McClellan: We never said Hussein was an imminent threat

Spokesman Scott McClellan told journalists on Tuesday that it was the media who chose to use the word ‘imminent’ and not the administration.

“We used ‘grave and gathering’ threat”, McClellan said.

But if US President George Bush never called Iraq an “imminent threat” in so many words, he said it was “urgent,” Vice President Dick Cheney called it “mortal” and it was “immediate” to Defence Secretary Donald Rumsfeld.

In denial

In a 7 October 2002 televised speech to the nation, Bush likened the standoff with Iraq to the October 1962 Cuban missile crisis – when Soviet missiles were revealed to be based just 90 miles off US shores.

In that same speech, he warned that Saddam Hussein “could decide on any given day to provide a biological or chemical weapon to a terrorist group or individual terrorists” like the al-Qaida network.

CNN television:

“Is he [Saddam Hussein] an imminent threat to US interests, either in that part of the world or to Americans right here at home?”
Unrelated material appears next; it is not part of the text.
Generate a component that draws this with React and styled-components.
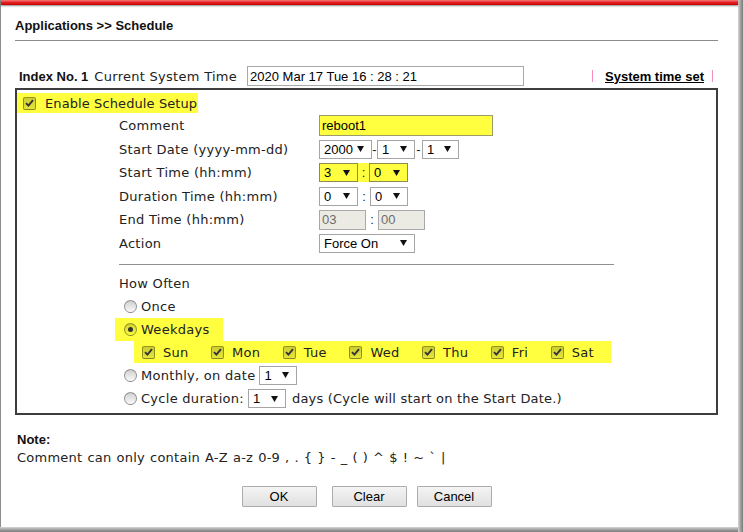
import React from 'react';
import styled, { createGlobalStyle } from 'styled-components';

const ARIAL = `"Liberation Sans", Arial, sans-serif`;
const VERDANA = `"DejaVu Sans", Verdana, sans-serif`;
const YELLOW = '#ffff40';
const VSPACE = '0.28px';

const GlobalStyle = createGlobalStyle`
  html, body { margin: 0; padding: 0; background: #fff; }
  body { font-family: ${VERDANA}; font-size: 13px; color: #222; }
  * { box-sizing: border-box; }
`;

const Window = styled.div`
  width: 743px;
  height: 532px;
  display: flex;
  padding: 0 5px 5px 0;
  background:
    linear-gradient(to right, #d8d8d8, #a2a2a2 50%, #7a7a7a) right top / 5px 100% no-repeat,
    linear-gradient(to bottom, #d8d8d8, #a2a2a2 50%, #7a7a7a) left bottom / 100% 5px no-repeat,
    #fff;
`;

const Panel = styled.div`
  flex: 1;
  display: flex;
  flex-direction: column;
  background: #fff;
  border-left: 1px solid #8c8c8c;
`;

const RedBar = styled.div`
  height: 5px;
  flex-shrink: 0;
  background: linear-gradient(#f47c7c, #e82424 45%, #c40000);
  box-shadow: 0 1px 2px rgba(0, 0, 0, 0.45);
`;

const Content = styled.div`
  display: flex;
  flex-direction: column;
  padding: 13px 20px 0 14px;
`;

const Title = styled.div`
  font-family: ${ARIAL};
  font-weight: bold;
  font-size: 13px;
  line-height: 15px;
  color: #111;
`;

const Rule = styled.div`
  margin-top: 7px;
  border-top: 1px solid #8c8c8c;
`;

const IndexRow = styled.div`
  margin-top: 25px;
  height: 20px;
  display: flex;
  align-items: center;
  padding: 0 5px 0 4px;
`;

const Bold = styled.span`
  font-family: ${ARIAL};
  font-weight: bold;
  font-size: 13px;
  color: #111;
`;

const PlainText = styled.span`
  font-family: ${VERDANA};
  font-size: 13px;
  letter-spacing: ${p => p.$ls || VSPACE};
  color: #222;
  white-space: nowrap;
  margin-left: ${p => p.$ml || 0}px;
`;

const TextBox = styled.input`
  font-family: ${ARIAL};
  font-size: 13px;
  color: ${p => (p.disabled ? '#6d6d6d' : '#000')};
  width: ${p => p.$w}px;
  height: ${p => p.$h || 20}px;
  margin: 0 0 0 ${p => p.$ml || 0}px;
  padding: 0 2px;
  border: 1px solid ${p => (p.$yellow ? '#9c9c6a' : '#a9a9a9')};
  background: ${p => (p.$yellow ? YELLOW : p.disabled ? '#ebebe4' : '#fff')};
  outline: none;
`;

const LinkGroup = styled.div`
  margin-left: auto;
  display: flex;
  align-items: center;
`;

const Pipe = styled.span`
  width: 1px;
  height: 12px;
  background: #f78fc0;
  margin: 0 ${p => p.$mr || 0}px 0 ${p => p.$ml || 0}px;
`;

const SysLink = styled.a`
  font-family: ${ARIAL};
  font-weight: bold;
  font-size: 13px;
  color: #000;
  text-decoration: underline;
`;

const MainBox = styled.div`
  margin-top: 2px;
  border: 2px solid #3d3d3d;
  padding: 3px 0 2px 0;
  display: flex;
  flex-direction: column;
`;

const EnableBar = styled.div`
  align-self: flex-start;
  display: flex;
  align-items: center;
  height: 20px;
  padding: 0 1px 0 6px;
  background: ${YELLOW};
`;

const CheckBox = styled.span`
  display: inline-flex;
  align-items: center;
  justify-content: center;
  width: 13px;
  height: 13px;
  flex-shrink: 0;
  border: 1px solid rgba(70, 70, 0, 0.5);
  border-radius: 2px;
  background: linear-gradient(rgba(0, 0, 0, 0.2), rgba(0, 0, 0, 0.1));
  margin-right: ${p => p.$mr || 8}px;
`;

const Check = ({ mr }) => (
  <CheckBox $mr={mr}>
    <svg width="9" height="8" viewBox="0 0 9 8">
      <path d="M1 4.2 L3.4 6.6 L8 1.2" stroke="#333" strokeWidth="1.9" fill="none" />
    </svg>
  </CheckBox>
);

const FormGrid = styled.div`
  margin-top: 0.7px;
  padding-left: 102px;
  display: grid;
  grid-template-columns: 200px auto;
  grid-auto-rows: 23.6px;
  align-items: center;
`;

const Label = styled.span`
  font-family: ${VERDANA};
  font-size: 13px;
  letter-spacing: ${p => p.$ls || VSPACE};
  color: #222;
  white-space: nowrap;
`;

const Controls = styled.div`
  display: flex;
  align-items: center;
`;

const SelectBox = styled.span`
  display: inline-flex;
  align-items: center;
  justify-content: space-between;
  width: ${p => p.$w}px;
  height: 19px;
  margin-left: ${p => p.$ml || 0}px;
  padding: 0 7px 0 4px;
  border: 1px solid ${p => (p.$onYellow ? '#8c8c50' : '#a5a5a5')};
  background: ${p => (p.$onYellow ? 'transparent' : '#fff')};
  font-family: ${ARIAL};
  font-size: 13px;
  color: #000;
  flex-shrink: 0;
`;

const Select = ({ value, w, ml, onYellow }) => (
  <SelectBox $w={w} $ml={ml} $onYellow={onYellow}>
    <span>{value}</span>
    <svg width="7" height="6" viewBox="0 0 7 6">
      <polygon points="0,0 7,0 3.5,6" fill="#111" />
    </svg>
  </SelectBox>
);

const Sep = styled.span`
  font-family: ${ARIAL};
  font-size: 13px;
  color: #222;
  width: ${p => p.$w}px;
  text-align: center;
  flex-shrink: 0;
`;

const TimeHighlight = styled.div`
  display: flex;
  align-items: center;
  background: ${YELLOW};
`;

const Divider = styled.div`
  margin: 8.7px 0 0 102px;
  width: 495px;
  border-top: 1px solid #8f8f8f;
`;

const Often = styled.div`
  margin-top: 7px;
  padding-left: 102px;
  display: flex;
  flex-direction: column;
`;

const OftenRow = styled.div`
  height: ${p => p.$h || 23}px;
  display: flex;
  align-items: center;
`;

const RadioDot = styled.span`
  width: 13px;
  height: 13px;
  flex-shrink: 0;
  border-radius: 50%;
  border: 1px solid rgba(0, 0, 0, 0.38);
  background: linear-gradient(rgba(0, 0, 0, 0.18), rgba(0, 0, 0, 0.02));
  display: inline-flex;
  align-items: center;
  justify-content: center;
  margin: 0 4px 0 5px;
  &::after {
    content: '';
    width: 5px;
    height: 5px;
    border-radius: 50%;
    background: #333;
    display: ${p => (p.$on ? 'block' : 'none')};
  }
`;

const WeekdaysBar = styled.div`
  height: 23px;
  width: 108px;
  margin-left: -4px;
  padding-left: 4px;
  display: flex;
  align-items: center;
  background: ${YELLOW};
`;

const DaysBar = styled.div`
  height: 22px;
  width: 477px;
  margin-left: 15px;
  padding-left: 8px;
  display: flex;
  align-items: center;
  background: ${YELLOW};
`;

const Day = styled.span`
  display: inline-flex;
  align-items: center;
  margin-right: 22.5px;
  font-family: ${VERDANA};
  font-size: 13px;
  letter-spacing: ${VSPACE};
  color: #222;
`;

const NoteTitle = styled.div`
  margin-top: 17px;
  padding-left: 2px;
  font-family: ${ARIAL};
  font-weight: bold;
  font-size: 13px;
  line-height: 16px;
  color: #111;
`;

const NoteText = styled.div`
  padding-left: 2px;
  font-family: ${VERDANA};
  font-size: 13px;
  line-height: 19px;
  letter-spacing: 0.25px;
  word-spacing: 0.6px;
  color: #222;
`;

const ButtonRow = styled.div`
  margin-top: 19px;
  display: flex;
  justify-content: center;
`;

const Button = styled.button`
  width: 75px;
  height: 21px;
  margin: 0 ${p => p.$mr || 0}px 0 0;
  padding: 0;
  border: 1px solid #acacac;
  border-radius: 1px;
  background: linear-gradient(#f4f4f4, #e0e0e0);
  font-family: ${ARIAL};
  font-size: 13px;
  color: #000;
`;

const days = ['Sun', 'Mon', 'Tue', 'Wed', 'Thu', 'Fri', 'Sat'];

export default function App() {
  return (
    <>
      <GlobalStyle />
      <Window>
        <Panel>
          <RedBar />
          <Content>
            <Title>Applications &gt;&gt; Schedule</Title>
            <Rule />
            <IndexRow>
              <Bold>Index No. 1</Bold>
              <PlainText $ml={6}>Current System Time</PlainText>
              <TextBox $w={277} $ml={10} readOnly defaultValue="2020 Mar 17 Tue 16 : 28 : 21" />
              <LinkGroup>
                <Pipe $mr={12} />
                <SysLink href="#">System time set</SysLink>
                <Pipe $ml={8} />
              </LinkGroup>
            </IndexRow>
            <MainBox>
              <EnableBar>
                <Check mr={9} />
                <Label $ls="0.1px">Enable Schedule Setup</Label>
              </EnableBar>
              <FormGrid>
                <Label>Comment</Label>
                <Controls>
                  <TextBox $w={174} $h={21} $yellow readOnly defaultValue="reboot1" />
                </Controls>

                <Label>Start Date (yyyy-mm-dd)</Label>
                <Controls>
                  <Select value="2000" w={53} />
                  <Sep $w={5}>-</Sep>
                  <Select value="1" w={38} />
                  <Sep $w={7}>-</Sep>
                  <Select value="1" w={37} />
                </Controls>

                <Label>Start Time (hh:mm)</Label>
                <Controls>
                  <TimeHighlight>
                    <Select value="3" w={39} onYellow />
                    <Sep $w={11}>:</Sep>
                    <Select value="0" w={39} onYellow />
                  </TimeHighlight>
                </Controls>

                <Label>Duration Time (hh:mm)</Label>
                <Controls>
                  <Select value="0" w={39} />
                  <Sep $w={12}>:</Sep>
                  <Select value="0" w={38} />
                </Controls>

                <Label>End Time (hh:mm)</Label>
                <Controls>
                  <TextBox $w={47} disabled defaultValue="03" />
                  <Sep $w={12}>:</Sep>
                  <TextBox $w={47} disabled defaultValue="00" />
                </Controls>

                <Label>Action</Label>
                <Controls>
                  <Select value="Force On" w={96} />
                </Controls>
              </FormGrid>
              <Divider />
              <Often>
                <OftenRow>
                  <Label>How Often</Label>
                </OftenRow>
                <OftenRow>
                  <RadioDot />
                  <Label>Once</Label>
                </OftenRow>
                <OftenRow>
                  <WeekdaysBar>
                    <RadioDot $on />
                    <Label>Weekdays</Label>
                  </WeekdaysBar>
                </OftenRow>
                <OftenRow>
                  <DaysBar>
                    {days.map(d => (
                      <Day key={d}>
                        <Check />
                        {d}
                      </Day>
                    ))}
                  </DaysBar>
                </OftenRow>
                <OftenRow>
                  <RadioDot />
                  <Label>Monthly, on date</Label>
                  <Select value="1" w={38} ml={4} />
                </OftenRow>
                <OftenRow $h={24}>
                  <RadioDot />
                  <Label>Cycle duration:</Label>
                  <Select value="1" w={38} ml={4} />
                  <PlainText $ml={6} $ls="0.2px">days (Cycle will start on the Start Date.)</PlainText>
                </OftenRow>
              </Often>
            </MainBox>
            <NoteTitle>Note:</NoteTitle>
            <NoteText>Comment can only contain A-Z a-z 0-9 , . {'{'} {'}'} - _ ( ) ^ $ ! ~ ` |</NoteText>
            <ButtonRow>
              <Button $mr={15}>OK</Button>
              <Button $mr={10}>Clear</Button>
              <Button>Cancel</Button>
            </ButtonRow>
          </Content>
        </Panel>
      </Window>
    </>
  );
}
White House Communications Director Dan Bartlett:

“Well, of course he is”

“No terrorist state poses a greater or more immediate threat to the security of our people and the stability of the world than the regime of Saddam Hussein in Iraq,” Rumsfeld testified to lawmakers in September 2002.

Other senior Bush aides shied away from using the word “imminent” but agreed with that characterisation in exchanges with reporters.

Forgetful

On 26 January 2003, CNN television asked White House communications director Dan Bartlett “is he (Saddam) an imminent threat to US interests, either in that part of the world or to Americans right here at home?”

“Well, of course he is,” Bartlett replied.

On 7 May 2003, a reporter asked then White House spokesman Ari Fleischer: “We went to war, didn’t we, to find these [WMD] – because we said that these weapons were a direct and imminent threat to the United States? Isn’t that true?”

“Absolutely. One of the reasons that we went to war was because of their possession of weapons of mass destruction. And nothing has changed on that front at all,” the spokesman replied.

“Another way to look at this is if Saddam Hussein holds a gun to your head even while he denies that he actually owns a gun, how safe should you feel?” Fleischer told reporters on 9 October 2002.